Source of the 34.8 gCO2e/MJ number
This is documented in a very unusual one-page note written by DECC in 2014 when it came very close to shutting down the entire nascent AD industry by accident. The number 34.8 gCO2e/MJ comes from EU publications and is a 60% decarbonisation of the EU average “fossil fuel counterfactual” (FFC) for heat. So those MJ are MJ of heat after the FFC has been burned in a boiler which is assumed to be only 77% efficient (EU standard number). Representations from the UK AD industry made it clear that this would be an almost impossible target to hit in 2015, so DECC applied the number 34.8 gCO2e/MJ to the calorific value of the biomethane instead, which was an effective relaxation of the target by 30% (i.e. 100/77).
For biomethane injection the real counterfactual is the calorific value of the methane content of the natural gas as the biomethane substitutes for that directly. So this GHG limit should really be changed (reduced by 17%) to 104 gCO2e/kWh [28.9 gCO2e/MJ] for a 60% decarbonisation.
[update 23 Sept.2021: the new Green Gas policy which replaces the RHI is requiring a 24 gCO2e/MJ but not admitting to any previous mistakes.]
If one aimed at a 70% decarbonisation (as the DECC note suggests) which would be approximately appropriate for the 5th Carbon budget period 2027-2032 then this should be 78 gCO2e/kWh [21.7 gCO2e/MJ]. Meeting this in real AD plants will require great care and very careful planning.
The current level of 34.8 gCO2e/MJ corresponds to a decarbonisation of 52%. So if one could substitute half the gas in the grid by this biomethane then this would still only be an overall gas grid decarbonisation of 26%.
These calculations use the same GHG footprint of natural gas – including both upstream emissions and combustion – as the DECC note in 2014. In reality there would be some slight changes in future as the proportion of imported gas changes and as Qatari LNG starts to use decarbonised electricity in the LNG production process.
Solutions for the future
What can we expect AD to be doing in 2025 when we can expect the next wave of policies to be coming into effect?
- In 2025 we could expect good AD methane monitoring, better practices for accidental leaks and methane emissions from post-AD digestate, proper chemical (amine) systems for biogas upgrading which do not emit methane and better accounting for use of digestate to displace artificial fertiliser: all of which make biomethane better in terms of CO2e GHG footprint.
- However in 2025 we can also expect that agricultural practices, food waste in landfill and farm slurry handling to also be much improved. All of which destroy the “bad counterfactual” cases for biogas and so make AD appear worse than it does now. Much worse.
The relatively pure biogenic CO2 created by AD is nearly all currently vented. This is assumed under current accounting conventions to have zero climate impact. If this CO2 were collected and sequestered, then a very substantial negative carbon emission would accrue. If there were a market for negative emissions then this would become a very substantial extra income for the AD operator and would also completely transform the GHG footprint of the industry.

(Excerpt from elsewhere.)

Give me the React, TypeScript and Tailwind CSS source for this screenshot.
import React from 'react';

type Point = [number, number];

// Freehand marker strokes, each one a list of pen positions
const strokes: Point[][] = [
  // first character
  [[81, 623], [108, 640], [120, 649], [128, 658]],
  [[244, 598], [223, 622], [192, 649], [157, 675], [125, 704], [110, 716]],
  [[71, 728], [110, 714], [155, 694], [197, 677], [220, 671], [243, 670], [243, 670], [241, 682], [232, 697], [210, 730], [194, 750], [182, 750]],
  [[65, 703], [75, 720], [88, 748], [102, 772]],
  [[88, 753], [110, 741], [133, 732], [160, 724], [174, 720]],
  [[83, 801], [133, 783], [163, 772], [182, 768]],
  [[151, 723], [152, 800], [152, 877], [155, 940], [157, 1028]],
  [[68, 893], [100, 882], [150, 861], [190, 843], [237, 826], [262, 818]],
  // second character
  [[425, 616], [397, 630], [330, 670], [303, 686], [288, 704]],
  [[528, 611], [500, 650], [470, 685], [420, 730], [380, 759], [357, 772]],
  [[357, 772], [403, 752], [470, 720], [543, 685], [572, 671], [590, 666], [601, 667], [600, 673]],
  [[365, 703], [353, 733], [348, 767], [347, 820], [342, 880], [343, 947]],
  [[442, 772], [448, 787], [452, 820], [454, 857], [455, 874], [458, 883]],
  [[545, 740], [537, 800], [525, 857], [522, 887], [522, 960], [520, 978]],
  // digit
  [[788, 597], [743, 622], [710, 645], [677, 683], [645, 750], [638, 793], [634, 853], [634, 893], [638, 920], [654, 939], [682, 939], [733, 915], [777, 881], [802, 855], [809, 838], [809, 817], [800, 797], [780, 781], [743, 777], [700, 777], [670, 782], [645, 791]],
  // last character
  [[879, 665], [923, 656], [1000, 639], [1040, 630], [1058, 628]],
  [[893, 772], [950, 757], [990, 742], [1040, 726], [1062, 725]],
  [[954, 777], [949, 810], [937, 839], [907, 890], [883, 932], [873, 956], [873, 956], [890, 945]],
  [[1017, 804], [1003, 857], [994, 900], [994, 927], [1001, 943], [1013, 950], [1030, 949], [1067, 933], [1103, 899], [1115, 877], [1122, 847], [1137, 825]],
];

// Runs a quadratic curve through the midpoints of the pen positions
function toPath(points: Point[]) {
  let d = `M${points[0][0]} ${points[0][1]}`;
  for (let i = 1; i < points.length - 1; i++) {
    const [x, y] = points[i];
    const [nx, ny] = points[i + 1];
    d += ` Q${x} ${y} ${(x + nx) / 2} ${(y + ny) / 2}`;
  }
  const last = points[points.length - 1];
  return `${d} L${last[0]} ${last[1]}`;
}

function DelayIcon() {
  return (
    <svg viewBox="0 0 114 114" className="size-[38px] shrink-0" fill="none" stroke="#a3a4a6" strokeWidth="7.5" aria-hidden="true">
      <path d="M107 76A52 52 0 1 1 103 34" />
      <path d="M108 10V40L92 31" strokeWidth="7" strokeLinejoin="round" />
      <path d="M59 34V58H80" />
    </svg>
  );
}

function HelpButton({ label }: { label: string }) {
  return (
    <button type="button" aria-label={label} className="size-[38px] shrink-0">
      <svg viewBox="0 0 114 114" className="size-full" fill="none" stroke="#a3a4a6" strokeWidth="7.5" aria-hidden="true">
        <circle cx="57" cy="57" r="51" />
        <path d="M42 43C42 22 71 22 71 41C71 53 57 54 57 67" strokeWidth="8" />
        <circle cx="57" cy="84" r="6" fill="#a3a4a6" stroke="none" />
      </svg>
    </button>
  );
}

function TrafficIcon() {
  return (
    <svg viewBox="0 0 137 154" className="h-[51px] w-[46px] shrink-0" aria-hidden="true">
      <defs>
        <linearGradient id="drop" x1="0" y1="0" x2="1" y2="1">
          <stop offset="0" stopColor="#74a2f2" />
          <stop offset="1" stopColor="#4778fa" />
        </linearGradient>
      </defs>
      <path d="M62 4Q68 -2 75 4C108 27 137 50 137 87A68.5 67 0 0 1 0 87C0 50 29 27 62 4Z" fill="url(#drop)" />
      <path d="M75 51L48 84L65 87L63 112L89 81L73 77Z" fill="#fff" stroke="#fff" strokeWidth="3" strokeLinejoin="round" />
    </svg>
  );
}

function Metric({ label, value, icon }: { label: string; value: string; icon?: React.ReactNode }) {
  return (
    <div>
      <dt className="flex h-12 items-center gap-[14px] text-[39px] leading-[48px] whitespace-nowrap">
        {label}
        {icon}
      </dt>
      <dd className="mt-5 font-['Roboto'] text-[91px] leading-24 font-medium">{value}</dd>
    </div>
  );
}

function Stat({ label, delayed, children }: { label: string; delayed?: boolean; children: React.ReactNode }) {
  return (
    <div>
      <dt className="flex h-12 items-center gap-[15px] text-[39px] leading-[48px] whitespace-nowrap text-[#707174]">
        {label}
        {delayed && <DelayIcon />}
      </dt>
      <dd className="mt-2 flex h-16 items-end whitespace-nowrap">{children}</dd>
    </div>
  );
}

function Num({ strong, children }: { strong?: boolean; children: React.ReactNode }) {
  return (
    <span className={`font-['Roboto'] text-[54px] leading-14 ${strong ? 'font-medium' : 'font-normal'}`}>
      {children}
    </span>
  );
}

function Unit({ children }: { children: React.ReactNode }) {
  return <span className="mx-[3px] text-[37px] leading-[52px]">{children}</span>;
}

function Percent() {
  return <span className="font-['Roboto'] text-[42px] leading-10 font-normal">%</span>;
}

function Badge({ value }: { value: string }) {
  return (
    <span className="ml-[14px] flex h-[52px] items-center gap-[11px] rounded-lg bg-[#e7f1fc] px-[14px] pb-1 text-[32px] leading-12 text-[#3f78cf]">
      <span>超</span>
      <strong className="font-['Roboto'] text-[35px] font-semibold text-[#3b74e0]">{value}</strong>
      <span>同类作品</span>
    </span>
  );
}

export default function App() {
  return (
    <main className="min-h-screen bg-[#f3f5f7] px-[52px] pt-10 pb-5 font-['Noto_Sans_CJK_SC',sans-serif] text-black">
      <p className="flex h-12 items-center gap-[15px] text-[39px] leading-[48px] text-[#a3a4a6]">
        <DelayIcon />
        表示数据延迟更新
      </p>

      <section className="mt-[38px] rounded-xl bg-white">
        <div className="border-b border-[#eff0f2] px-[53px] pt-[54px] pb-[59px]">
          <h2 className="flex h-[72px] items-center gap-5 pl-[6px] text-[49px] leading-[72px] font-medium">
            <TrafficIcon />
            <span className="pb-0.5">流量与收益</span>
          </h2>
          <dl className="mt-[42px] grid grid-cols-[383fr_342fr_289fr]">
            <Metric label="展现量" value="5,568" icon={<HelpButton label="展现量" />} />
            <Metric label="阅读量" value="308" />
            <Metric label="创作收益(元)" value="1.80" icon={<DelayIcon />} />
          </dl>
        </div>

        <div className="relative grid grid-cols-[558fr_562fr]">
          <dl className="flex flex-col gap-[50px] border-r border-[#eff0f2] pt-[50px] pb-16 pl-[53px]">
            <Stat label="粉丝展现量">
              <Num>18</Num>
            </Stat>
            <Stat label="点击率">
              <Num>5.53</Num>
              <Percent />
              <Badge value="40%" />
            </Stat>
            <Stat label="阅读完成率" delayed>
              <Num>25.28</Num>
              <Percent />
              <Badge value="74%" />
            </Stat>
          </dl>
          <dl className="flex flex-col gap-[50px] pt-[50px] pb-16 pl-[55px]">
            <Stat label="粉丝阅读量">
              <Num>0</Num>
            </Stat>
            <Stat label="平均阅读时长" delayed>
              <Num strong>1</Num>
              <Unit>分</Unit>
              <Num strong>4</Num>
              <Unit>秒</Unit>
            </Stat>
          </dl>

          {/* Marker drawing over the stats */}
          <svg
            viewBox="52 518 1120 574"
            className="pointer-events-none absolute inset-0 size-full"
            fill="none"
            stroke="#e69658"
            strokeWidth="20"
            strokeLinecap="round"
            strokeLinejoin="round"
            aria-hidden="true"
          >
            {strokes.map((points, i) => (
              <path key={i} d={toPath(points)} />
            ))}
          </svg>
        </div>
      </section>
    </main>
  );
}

Footnote on trading and perverse incentives
When there is such great variation in the carbon intensity of biomethane from different sources it makes it very difficult to construct rational biomethane trading or certificates markets. Indeed premature formation of such markets can freeze carbon intensities at current (poor) levels and create a profound disincentive on all actors in cleaning up the industry – despite that being in the best interests of the industry as a whole.
Footnote on updates
In January 2018 I discovered a misreading of the data in the impact analysis and extended the work to cover the “negligible” emissions from transporting food waste. This is covered in a later article.
* I had to change the formatting: the downloaded spreadsheet only give zero places of decimals, so I had to change the formatting to show the resolution we need.
** LHV = Lower Heating Value: the calorific value from burning the fuel assuming that all the water vapour is not condensed back to liquid and the latent heat recovered. Ofgem use “net” calorific value in their guidance (page 22) because they were working from the RHI official regulation on this matter (Schedule 2A) which is copied from EU RED regulations and uses net calorific value as standard for all fuels (para 4.c). “Net” is the same thing as “lower” for dry fuels. However this is not really the right thing to do if the gas is being burned in a condensing boiler for which the gross (i.e. higher) calorific value is appropriate. Using “net” rather than “gross” means that the GHG emission limit is stricter by 11% since that is the ratio between the two numbers for pure methane; see https://en.wikipedia.org/wiki/Heat_of_combustion . [I would appreciate someone checking my arithmetic on this issue.]
# The Green Gas Certificates scheme issues certificates for biomethane injected into the UK gas grid which has already been subsidised by the RHI injection scheme: see the page on “additionality” on their website. The level of subsidy in the RHI is intended to exactly compensate for the difference in cost of producing injectable biomethane compared with fossil natural gas, so in principle “green gas” should cost the purchaser no more than the ordinary cost of gas (plus the overhead for operating the certificates mechanism). If any cash finds its was back to the AD operator then that is an argument for reducing the RHI subsidy level in accordance with the EU State Aid Rules and Treasury guidelines for this type of policy.
## IEA Bioenergy Task 37 published a comprehensive study on methane leaks in December 2017 Methane Emissions from Biogas Plants . This report covers a great deal more than leaks – it reviews all the life cycle assessments of greenhouse gas emissions.